## Begin Entries

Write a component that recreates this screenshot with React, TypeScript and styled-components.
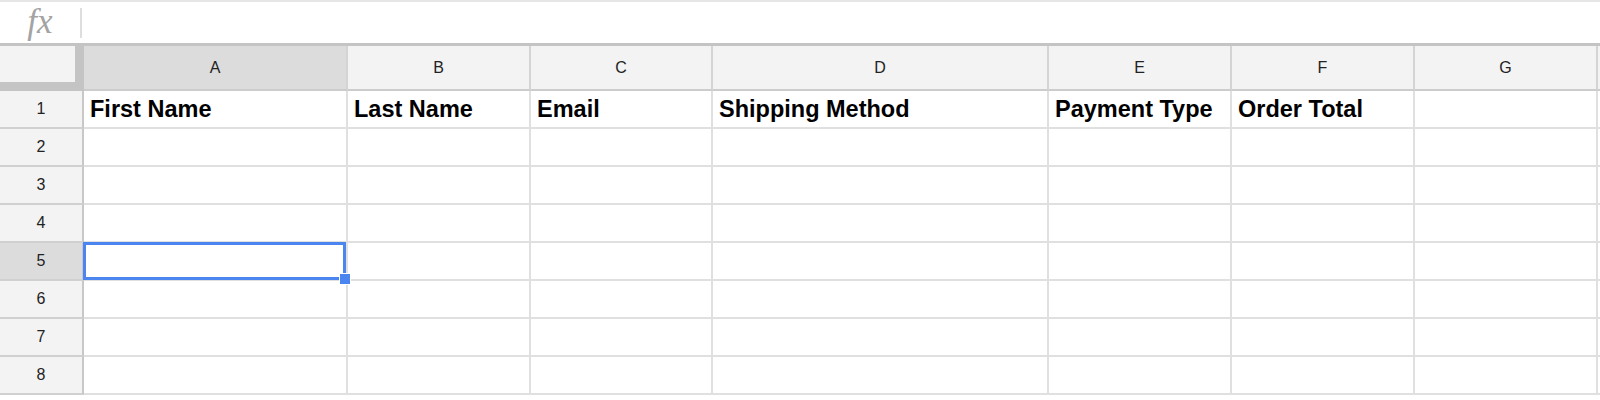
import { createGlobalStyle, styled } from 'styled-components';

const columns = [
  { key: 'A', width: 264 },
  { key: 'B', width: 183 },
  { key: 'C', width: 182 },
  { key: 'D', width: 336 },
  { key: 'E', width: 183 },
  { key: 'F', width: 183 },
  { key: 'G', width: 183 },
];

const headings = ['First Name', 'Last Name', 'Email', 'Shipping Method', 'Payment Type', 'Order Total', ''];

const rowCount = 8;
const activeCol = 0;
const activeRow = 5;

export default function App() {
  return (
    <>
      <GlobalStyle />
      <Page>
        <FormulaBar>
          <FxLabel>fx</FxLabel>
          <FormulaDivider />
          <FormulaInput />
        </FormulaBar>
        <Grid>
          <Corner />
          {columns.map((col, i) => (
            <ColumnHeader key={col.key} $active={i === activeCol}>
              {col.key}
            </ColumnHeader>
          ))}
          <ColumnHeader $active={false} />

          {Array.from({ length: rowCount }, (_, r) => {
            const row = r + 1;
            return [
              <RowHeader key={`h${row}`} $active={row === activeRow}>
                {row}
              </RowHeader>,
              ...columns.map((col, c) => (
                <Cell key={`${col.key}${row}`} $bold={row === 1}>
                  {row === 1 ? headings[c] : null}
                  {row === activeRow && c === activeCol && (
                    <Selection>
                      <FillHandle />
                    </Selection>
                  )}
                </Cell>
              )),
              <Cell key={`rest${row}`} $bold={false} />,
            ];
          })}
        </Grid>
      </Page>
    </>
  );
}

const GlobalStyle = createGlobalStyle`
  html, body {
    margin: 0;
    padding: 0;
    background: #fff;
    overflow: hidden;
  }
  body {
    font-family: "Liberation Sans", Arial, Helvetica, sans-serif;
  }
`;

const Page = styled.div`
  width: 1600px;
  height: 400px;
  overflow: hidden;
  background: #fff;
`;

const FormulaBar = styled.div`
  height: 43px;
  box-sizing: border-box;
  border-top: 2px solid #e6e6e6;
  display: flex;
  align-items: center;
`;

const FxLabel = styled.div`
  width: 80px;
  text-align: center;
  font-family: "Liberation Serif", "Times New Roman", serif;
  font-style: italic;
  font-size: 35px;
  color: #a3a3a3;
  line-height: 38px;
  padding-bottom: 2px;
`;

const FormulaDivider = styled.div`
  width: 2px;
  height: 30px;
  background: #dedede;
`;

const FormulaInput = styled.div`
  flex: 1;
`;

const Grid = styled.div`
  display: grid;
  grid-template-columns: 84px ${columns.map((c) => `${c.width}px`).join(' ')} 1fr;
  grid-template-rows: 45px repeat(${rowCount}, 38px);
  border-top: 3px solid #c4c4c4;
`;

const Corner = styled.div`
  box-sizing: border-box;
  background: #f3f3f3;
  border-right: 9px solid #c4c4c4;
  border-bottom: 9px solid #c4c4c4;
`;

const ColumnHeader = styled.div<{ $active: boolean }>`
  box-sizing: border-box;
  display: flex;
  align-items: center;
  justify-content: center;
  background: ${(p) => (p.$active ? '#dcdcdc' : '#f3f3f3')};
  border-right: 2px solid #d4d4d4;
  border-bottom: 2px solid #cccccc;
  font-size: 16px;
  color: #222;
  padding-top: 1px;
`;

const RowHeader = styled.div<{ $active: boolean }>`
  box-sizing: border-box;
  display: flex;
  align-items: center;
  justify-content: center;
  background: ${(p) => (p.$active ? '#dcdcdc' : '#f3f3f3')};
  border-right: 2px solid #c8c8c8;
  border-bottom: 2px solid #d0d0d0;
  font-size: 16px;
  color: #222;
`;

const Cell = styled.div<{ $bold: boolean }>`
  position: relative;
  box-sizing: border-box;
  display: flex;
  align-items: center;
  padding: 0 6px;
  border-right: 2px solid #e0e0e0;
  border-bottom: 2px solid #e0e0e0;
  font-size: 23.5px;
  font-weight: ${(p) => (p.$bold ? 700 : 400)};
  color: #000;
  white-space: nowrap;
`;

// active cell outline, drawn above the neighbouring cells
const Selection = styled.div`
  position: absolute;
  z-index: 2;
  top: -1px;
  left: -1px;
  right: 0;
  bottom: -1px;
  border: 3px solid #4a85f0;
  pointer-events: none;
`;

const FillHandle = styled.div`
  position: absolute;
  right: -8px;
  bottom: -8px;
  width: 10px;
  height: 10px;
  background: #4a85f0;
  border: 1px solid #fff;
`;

## End Entries
## Begin Entries

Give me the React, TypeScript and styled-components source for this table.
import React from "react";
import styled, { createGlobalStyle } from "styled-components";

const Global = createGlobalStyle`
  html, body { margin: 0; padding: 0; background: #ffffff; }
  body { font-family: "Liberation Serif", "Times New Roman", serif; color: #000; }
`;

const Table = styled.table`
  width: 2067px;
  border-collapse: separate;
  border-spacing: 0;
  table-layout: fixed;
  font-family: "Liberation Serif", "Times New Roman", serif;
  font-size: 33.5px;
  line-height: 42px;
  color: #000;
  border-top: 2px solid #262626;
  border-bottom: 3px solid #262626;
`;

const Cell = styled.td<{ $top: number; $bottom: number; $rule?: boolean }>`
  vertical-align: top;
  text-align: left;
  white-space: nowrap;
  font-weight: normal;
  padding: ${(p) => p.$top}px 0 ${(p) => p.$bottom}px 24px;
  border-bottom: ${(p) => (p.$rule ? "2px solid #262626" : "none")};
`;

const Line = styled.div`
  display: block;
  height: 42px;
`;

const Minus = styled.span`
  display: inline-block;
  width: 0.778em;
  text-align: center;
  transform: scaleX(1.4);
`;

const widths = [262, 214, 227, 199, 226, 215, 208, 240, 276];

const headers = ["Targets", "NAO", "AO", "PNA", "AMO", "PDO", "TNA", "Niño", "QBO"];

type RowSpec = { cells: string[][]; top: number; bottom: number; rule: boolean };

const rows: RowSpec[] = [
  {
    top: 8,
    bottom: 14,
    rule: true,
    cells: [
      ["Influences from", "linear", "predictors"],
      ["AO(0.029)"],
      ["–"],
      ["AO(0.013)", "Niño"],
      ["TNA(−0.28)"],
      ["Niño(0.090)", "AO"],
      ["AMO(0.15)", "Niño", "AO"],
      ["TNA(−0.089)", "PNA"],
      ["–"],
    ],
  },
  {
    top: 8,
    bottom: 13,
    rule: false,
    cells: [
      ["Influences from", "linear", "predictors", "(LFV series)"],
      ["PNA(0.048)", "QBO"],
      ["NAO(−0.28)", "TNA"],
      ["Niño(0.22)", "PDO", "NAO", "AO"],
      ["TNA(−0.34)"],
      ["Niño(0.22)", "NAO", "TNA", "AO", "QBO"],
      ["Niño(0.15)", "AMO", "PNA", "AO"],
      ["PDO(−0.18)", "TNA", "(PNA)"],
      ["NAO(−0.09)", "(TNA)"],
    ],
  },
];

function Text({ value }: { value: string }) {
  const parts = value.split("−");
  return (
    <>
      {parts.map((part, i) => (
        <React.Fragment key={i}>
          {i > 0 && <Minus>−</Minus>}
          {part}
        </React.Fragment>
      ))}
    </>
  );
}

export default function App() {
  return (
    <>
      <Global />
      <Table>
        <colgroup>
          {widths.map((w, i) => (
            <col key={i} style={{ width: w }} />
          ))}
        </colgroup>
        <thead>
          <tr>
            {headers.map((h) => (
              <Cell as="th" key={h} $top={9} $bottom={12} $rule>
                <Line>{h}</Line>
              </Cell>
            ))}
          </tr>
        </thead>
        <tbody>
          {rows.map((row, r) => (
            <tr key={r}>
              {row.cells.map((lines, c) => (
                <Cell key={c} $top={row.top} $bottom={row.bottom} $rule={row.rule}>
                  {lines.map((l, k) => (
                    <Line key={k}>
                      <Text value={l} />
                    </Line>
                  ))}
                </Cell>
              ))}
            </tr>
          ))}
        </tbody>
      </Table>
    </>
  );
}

## End Entries

Go to the line containing "Write a component" and copy exactly from there through the line containing "const activeRow = 5;", both included, and nothing more. Pictures are excluded.

Write a component that recreates this screenshot with React, TypeScript and styled-components.
import { createGlobalStyle, styled } from 'styled-components';

const columns = [
  { key: 'A', width: 264 },
  { key: 'B', width: 183 },
  { key: 'C', width: 182 },
  { key: 'D', width: 336 },
  { key: 'E', width: 183 },
  { key: 'F', width: 183 },
  { key: 'G', width: 183 },
];

const headings = ['First Name', 'Last Name', 'Email', 'Shipping Method', 'Payment Type', 'Order Total', ''];

const rowCount = 8;
const activeCol = 0;
const activeRow = 5;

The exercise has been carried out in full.